My gran was born in a small village called Lochgilphead on Scotland’s west coast and grew up there with her mum, dad, four brothers and one sister. She went to Lochgilphead Primary School and then to West Argyll Secondary School when she got older.
While my gran was growing up during the war she heard about Italian prisoners who had escaped the prisoner of war camp near her area but apparently they later handed themselves in because they were being eaten alive by midges! My gran and her family would go to Aberdeen for holidays, visiting her cousins and other members of the family.
My gran left school at sixteen and quickly started working in the telephone exchange centre as an operator.
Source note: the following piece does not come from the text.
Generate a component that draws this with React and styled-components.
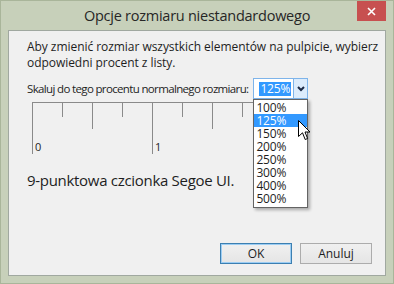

My gran and grandpa met through work one day when my grandpa was fitting telegraph poles in Argyll, he had to check if the poles worked by asking operators.
My gran had her first child at thirty-five-years-old then proceeded to have two more over the course of the next three years (my dad being the final child).
In her last few years my gran really liked bingo, visiting her four grandchildren and her own kids, watching snooker and visiting and talking to family in Aberdeen, Livingston and Canada. After retiring, my gran moved to Dowanhill, Glasgow, but then right before her death she moved to Burnside, near Cambuslang.
My gran has impacted my family by sharing her views with my father and him then sharing them with me. I feel as if I know her so much more than I did before I wrote this essay and that makes me feel more attached to her through learning about her experiences.